Your objective = Scan the data below for the string "components". Show every line where it turns up.

Supplied data =

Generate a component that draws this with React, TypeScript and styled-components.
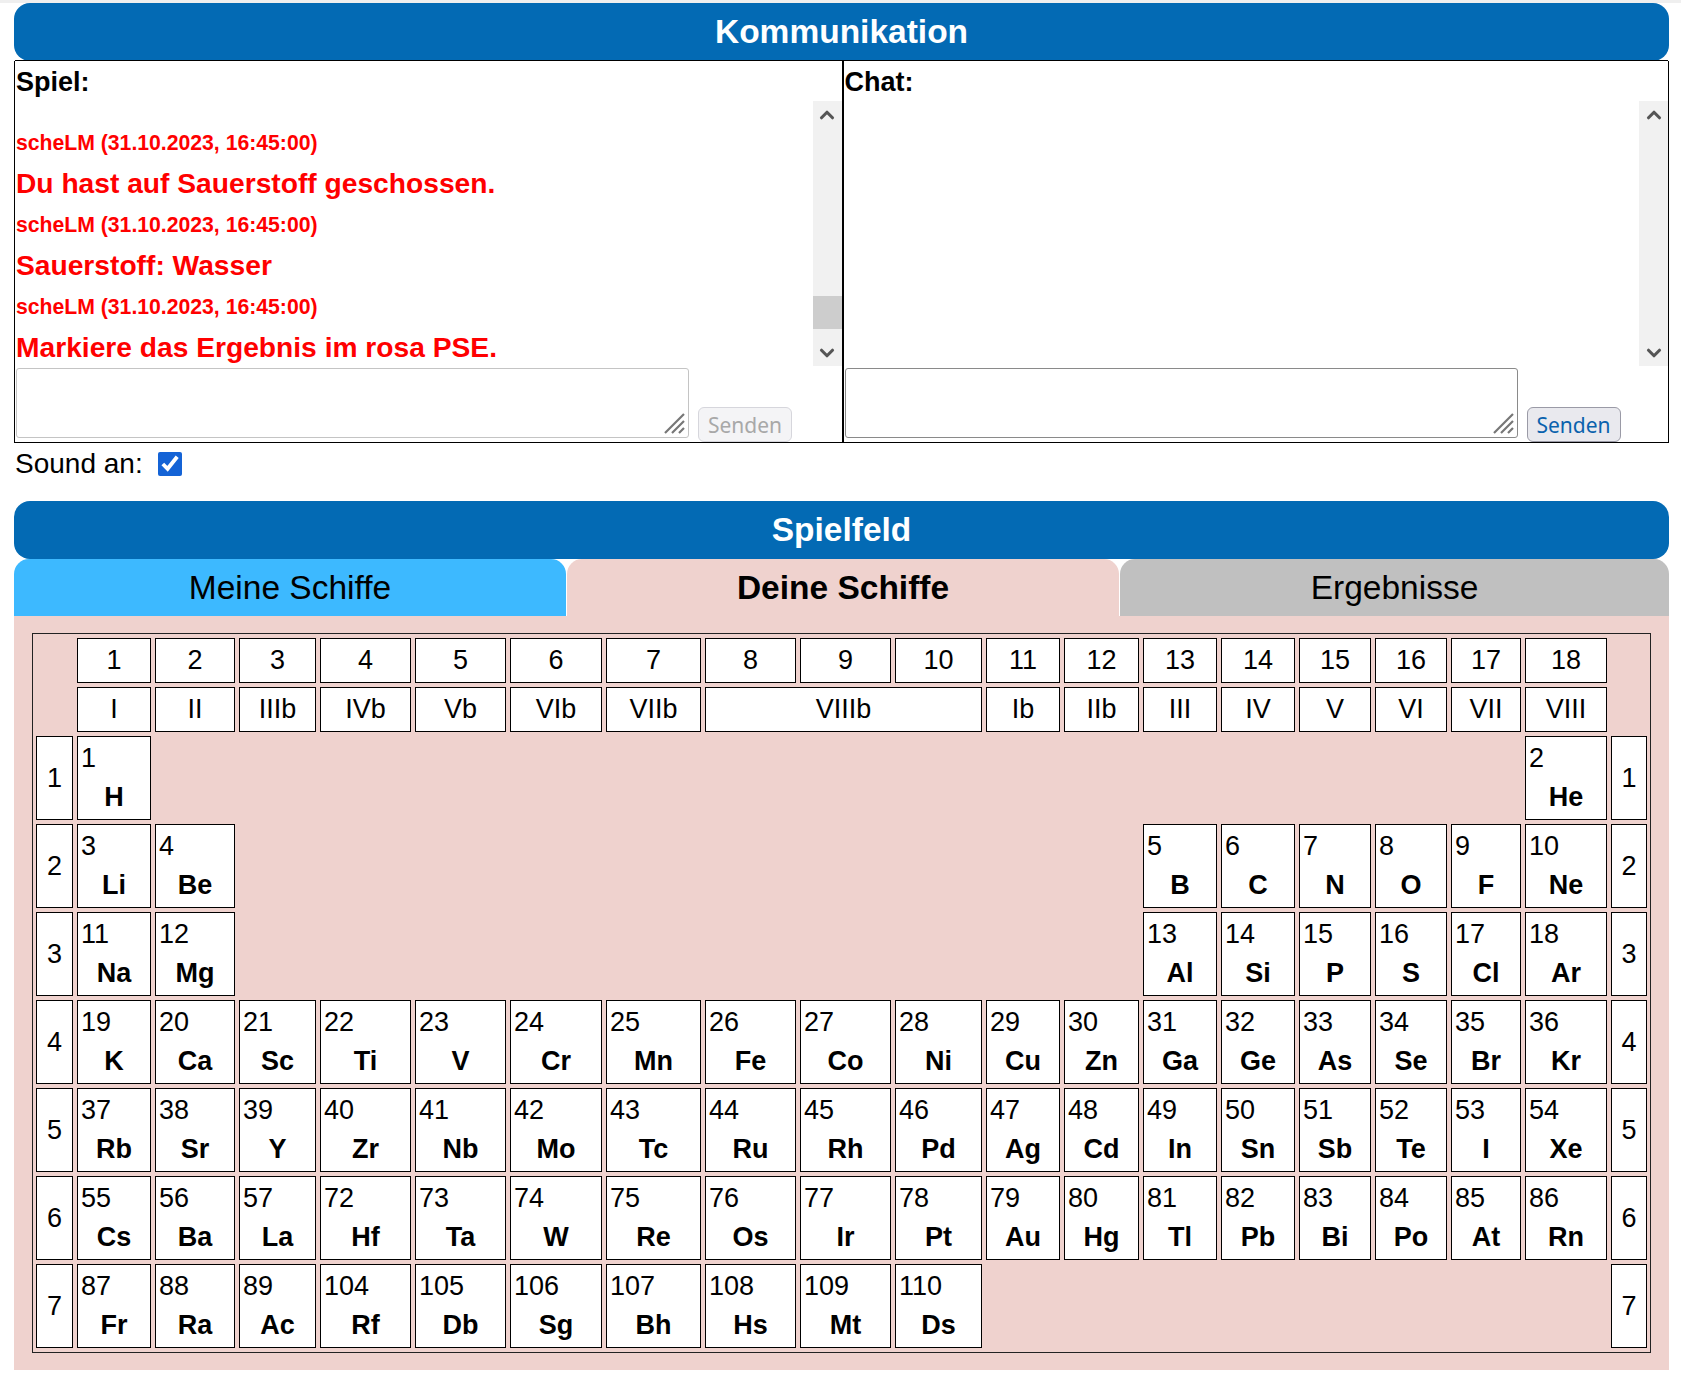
import React from 'react';
import styled, { createGlobalStyle } from 'styled-components';
import { ChevronUp, ChevronDown } from 'lucide-react';

const GlobalStyle = createGlobalStyle`
  html {
    border-top: 3px solid #efefef;
  }
  body {
    margin: 0 12px 0 14px;
    background: #fff;
    color: #000;
    font-family: "Liberation Sans", Arial, sans-serif;
  }
`;

type Element = [number, number, string];

const periods: Element[][] = [
  [[1, 1, 'H'], [18, 2, 'He']],
  [[1, 3, 'Li'], [2, 4, 'Be'], [13, 5, 'B'], [14, 6, 'C'], [15, 7, 'N'], [16, 8, 'O'], [17, 9, 'F'], [18, 10, 'Ne']],
  [[1, 11, 'Na'], [2, 12, 'Mg'], [13, 13, 'Al'], [14, 14, 'Si'], [15, 15, 'P'], [16, 16, 'S'], [17, 17, 'Cl'], [18, 18, 'Ar']],
  ['K', 'Ca', 'Sc', 'Ti', 'V', 'Cr', 'Mn', 'Fe', 'Co', 'Ni', 'Cu', 'Zn', 'Ga', 'Ge', 'As', 'Se', 'Br', 'Kr'].map(
    (s, i) => [i + 1, 19 + i, s] as Element
  ),
  ['Rb', 'Sr', 'Y', 'Zr', 'Nb', 'Mo', 'Tc', 'Ru', 'Rh', 'Pd', 'Ag', 'Cd', 'In', 'Sn', 'Sb', 'Te', 'I', 'Xe'].map(
    (s, i) => [i + 1, 37 + i, s] as Element
  ),
  [
    [1, 55, 'Cs'], [2, 56, 'Ba'], [3, 57, 'La'], [4, 72, 'Hf'], [5, 73, 'Ta'], [6, 74, 'W'], [7, 75, 'Re'],
    [8, 76, 'Os'], [9, 77, 'Ir'], [10, 78, 'Pt'], [11, 79, 'Au'], [12, 80, 'Hg'], [13, 81, 'Tl'], [14, 82, 'Pb'],
    [15, 83, 'Bi'], [16, 84, 'Po'], [17, 85, 'At'], [18, 86, 'Rn'],
  ],
  [
    [1, 87, 'Fr'], [2, 88, 'Ra'], [3, 89, 'Ac'], [4, 104, 'Rf'], [5, 105, 'Db'], [6, 106, 'Sg'], [7, 107, 'Bh'],
    [8, 108, 'Hs'], [9, 109, 'Mt'], [10, 110, 'Ds'],
  ],
];

// group labels, [start group, span, text]
const romans: [number, number, string][] = [
  [1, 1, 'I'], [2, 1, 'II'], [3, 1, 'IIIb'], [4, 1, 'IVb'], [5, 1, 'Vb'], [6, 1, 'VIb'], [7, 1, 'VIIb'],
  [8, 3, 'VIIIb'], [11, 1, 'Ib'], [12, 1, 'IIb'], [13, 1, 'III'], [14, 1, 'IV'], [15, 1, 'V'], [16, 1, 'VI'],
  [17, 1, 'VII'], [18, 1, 'VIII'],
];

const log = [
  { kind: 'name', text: 'scheLM (31.10.2023, 16:45:00)' },
  { kind: 'text', text: 'Du hast auf Sauerstoff geschossen.' },
  { kind: 'name', text: 'scheLM (31.10.2023, 16:45:00)' },
  { kind: 'text', text: 'Sauerstoff: Wasser' },
  { kind: 'name', text: 'scheLM (31.10.2023, 16:45:00)' },
  { kind: 'text', text: 'Markiere das Ergebnis im rosa PSE.' },
];

const ScrollBar = ({ thumb }: { thumb?: boolean }) => (
  <S.Scroll>
    <S.ScrollBtn>
      <ChevronUp size={22} strokeWidth={3.4} />
    </S.ScrollBtn>
    <S.Track>{thumb && <S.Thumb />}</S.Track>
    <S.ScrollBtn>
      <ChevronDown size={22} strokeWidth={3.4} />
    </S.ScrollBtn>
  </S.Scroll>
);

const MessageBox = ({ muted }: { muted?: boolean }) => (
  <S.InputWrap>
    <S.Input $muted={muted} />
    <S.Grip width="24" height="24" viewBox="0 0 24 24">
      <path d="M22 3 L3 22 M22 10 L10 22 M22 17 L17 22" stroke="#777" strokeWidth="2.2" fill="none" />
    </S.Grip>
  </S.InputWrap>
);

const App = () => {
  return (
    <>
      <GlobalStyle />
      <S.Banner>Kommunikation</S.Banner>
      <S.CommTable>
        <S.Pane>
          <S.PaneLabel>Spiel:</S.PaneLabel>
          <S.LogRow>
            <S.Log>
              {log.map((l, i) => (
                <S.LogLine key={i} $kind={l.kind}>
                  {l.text}
                </S.LogLine>
              ))}
            </S.Log>
            <ScrollBar thumb />
          </S.LogRow>
          <S.InputRow>
            <MessageBox muted />
            <S.SendBtn disabled>Senden</S.SendBtn>
          </S.InputRow>
        </S.Pane>
        <S.Pane>
          <S.PaneLabel>Chat:</S.PaneLabel>
          <S.LogRow>
            <S.Log />
            <ScrollBar />
          </S.LogRow>
          <S.InputRow>
            <MessageBox />
            <S.SendBtn>Senden</S.SendBtn>
          </S.InputRow>
        </S.Pane>
      </S.CommTable>

      <S.SoundRow>
        Sound an:
        <S.Check type="checkbox" defaultChecked />
      </S.SoundRow>

      <S.Banner>Spielfeld</S.Banner>
      <S.Tabs>
        <S.Tab $bg="#3db9ff">Meine Schiffe</S.Tab>
        <S.Tab $bg="#efd2ce" $active>
          Deine Schiffe
        </S.Tab>
        <S.Tab $bg="#c0c0c0">Ergebnisse</S.Tab>
      </S.Tabs>

      <S.Board>
        <S.Pse>
          {Array.from({ length: 18 }, (_, i) => (
            <S.HeadCell key={'g' + i} $col={i + 2} $row={1}>
              {i + 1}
            </S.HeadCell>
          ))}
          {romans.map(([g, span, t]) => (
            <S.HeadCell key={'r' + g} $col={g + 1} $span={span} $row={2}>
              {t}
            </S.HeadCell>
          ))}
          {periods.map((row, p) => (
            <React.Fragment key={p}>
              <S.PeriodCell $col={1} $row={p + 3}>
                {p + 1}
              </S.PeriodCell>
              {row.map(([g, num, sym]) => (
                <S.ElementCell key={sym} $col={g + 1} $row={p + 3}>
                  <S.Num>{num}</S.Num>
                  <S.Sym>{sym}</S.Sym>
                </S.ElementCell>
              ))}
              <S.PeriodCell $col={20} $row={p + 3}>
                {p + 1}
              </S.PeriodCell>
            </React.Fragment>
          ))}
        </S.Pse>
      </S.Board>
    </>
  );
};

export default App;

const S = {
  Banner: styled.div`
    height: 58px;
    display: flex;
    align-items: center;
    justify-content: center;
    background: #036ab4;
    color: #fff;
    border-radius: 16px;
    font-size: 33.5px;
    font-weight: bold;
  `,
  CommTable: styled.div`
    display: grid;
    grid-template-columns: 1fr 1fr;
    height: 382px;
    box-sizing: border-box;
    border: 1px solid #000;
    border-top: 0;
    & > div + div {
      border-left: 2px solid #000;
    }
  `,
  Pane: styled.div`
    display: flex;
    flex-direction: column;
    min-width: 0;
    padding-left: 1px;
    border-top: 1px solid #000;
    margin-top: -1px;
  `,
  PaneLabel: styled.div`
    height: 40px;
    line-height: 42px;
    font-size: 27px;
    font-weight: bold;
  `,
  LogRow: styled.div`
    display: flex;
    height: 265px;
  `,
  Log: styled.div`
    flex: 1;
    overflow: hidden;
    padding-top: 21px;
  `,
  LogLine: styled.div<{ $kind: string }>`
    line-height: 41px;
    height: 41px;
    color: #f00;
    font-weight: bold;
    font-size: ${({ $kind }) => ($kind === 'name' ? '21.2px' : '28.2px')};
    white-space: nowrap;
  `,
  Scroll: styled.div`
    width: 29px;
    display: flex;
    flex-direction: column;
    background: #f1f1f1;
  `,
  ScrollBtn: styled.div`
    height: 27px;
    display: flex;
    align-items: center;
    justify-content: center;
    color: #555;
  `,
  Track: styled.div`
    flex: 1;
    display: flex;
    flex-direction: column;
    justify-content: flex-end;
    padding-bottom: 10px;
  `,
  Thumb: styled.div`
    height: 33px;
    background: #cdcdcd;
  `,
  InputRow: styled.div`
    display: flex;
    align-items: flex-end;
    gap: 9px;
    margin-top: 2px;
    padding-bottom: 1px;
  `,
  InputWrap: styled.div`
    position: relative;
    display: flex;
    margin-bottom: 4px;
  `,
  Input: styled.textarea<{ $muted?: boolean }>`
    width: 673px;
    height: 70px;
    box-sizing: border-box;
    margin: 0;
    resize: none;
    border: 1px solid ${({ $muted }) => ($muted ? '#c4c4c4' : '#8a8a8a')};
    border-radius: 3px;
    background: #fff;
    font-family: "Liberation Mono", monospace;
    font-size: 16px;
  `,
  Grip: styled.svg`
    position: absolute;
    right: 3px;
    bottom: 3px;
  `,
  SendBtn: styled.button`
    width: 94px;
    height: 35px;
    padding: 0;
    border-radius: 6px;
    font-family: "Noto Sans", "Open Sans", sans-serif;
    font-size: 21px;
    border: 1px solid #9a9aa6;
    background: #e9e9ee;
    color: #0a62ad;
    &:disabled {
      border-color: #d6d6dc;
      background: #f4f4f6;
      color: #a8a8a8;
    }
  `,
  SoundRow: styled.div`
    height: 42px;
    display: flex;
    align-items: center;
    font-size: 28px;
    padding-left: 1px;
    margin-bottom: 16px;
  `,
  Check: styled.input`
    width: 24px;
    height: 24px;
    margin: 0 0 0 15px;
    accent-color: #1463d6;
  `,
  Tabs: styled.div`
    display: grid;
    grid-template-columns: 552px 552px 1fr;
    gap: 1px;
  `,
  Tab: styled.div<{ $bg: string; $active?: boolean }>`
    height: 57px;
    display: flex;
    align-items: center;
    justify-content: center;
    border-radius: 15px 15px 0 0;
    background: ${({ $bg }) => $bg};
    font-size: 33.5px;
    font-weight: ${({ $active }) => ($active ? 'bold' : 'normal')};
  `,
  Board: styled.div`
    background: #efd2ce;
    padding: 17px 18px 17px;
  `,
  Pse: styled.div`
    display: grid;
    grid-template-columns: 37px 74px 80px 77px 91px 91px 92px 95px 91px 91px 87px 74px 75px 74px 74px 72px 72px 70px 82px 36px;
    grid-template-rows: 45px 45px repeat(7, 84px);
    gap: 4px;
    padding: 4px 3px;
    border: 1px solid #222;
    font-size: 27px;
  `,
  HeadCell: styled.div<{ $col: number; $row: number; $span?: number }>`
    grid-column: ${({ $col, $span }) => `${$col} / span ${$span || 1}`};
    grid-row: ${({ $row }) => $row};
    display: flex;
    align-items: center;
    justify-content: center;
    background: #fff;
    border: 1px solid #000;
  `,
  PeriodCell: styled.div<{ $col: number; $row: number }>`
    grid-column: ${({ $col }) => $col};
    grid-row: ${({ $row }) => $row};
    display: flex;
    align-items: center;
    justify-content: center;
    background: #fff;
    border: 1px solid #000;
  `,
  ElementCell: styled.div<{ $col: number; $row: number }>`
    grid-column: ${({ $col }) => $col};
    grid-row: ${({ $row }) => $row};
    display: flex;
    flex-direction: column;
    background: #fff;
    border: 1px solid #000;
    padding: 6px 0 0 3px;
  `,
  Num: styled.div`
    line-height: 30px;
  `,
  Sym: styled.div`
    line-height: 30px;
    margin-top: 9px;
    padding-right: 3px;
    text-align: center;
    font-weight: bold;
  `,
};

Completed exercise =
Generate a component that draws this with React, TypeScript and styled-components.
import styled, { createGlobalStyle } from 'styled-components';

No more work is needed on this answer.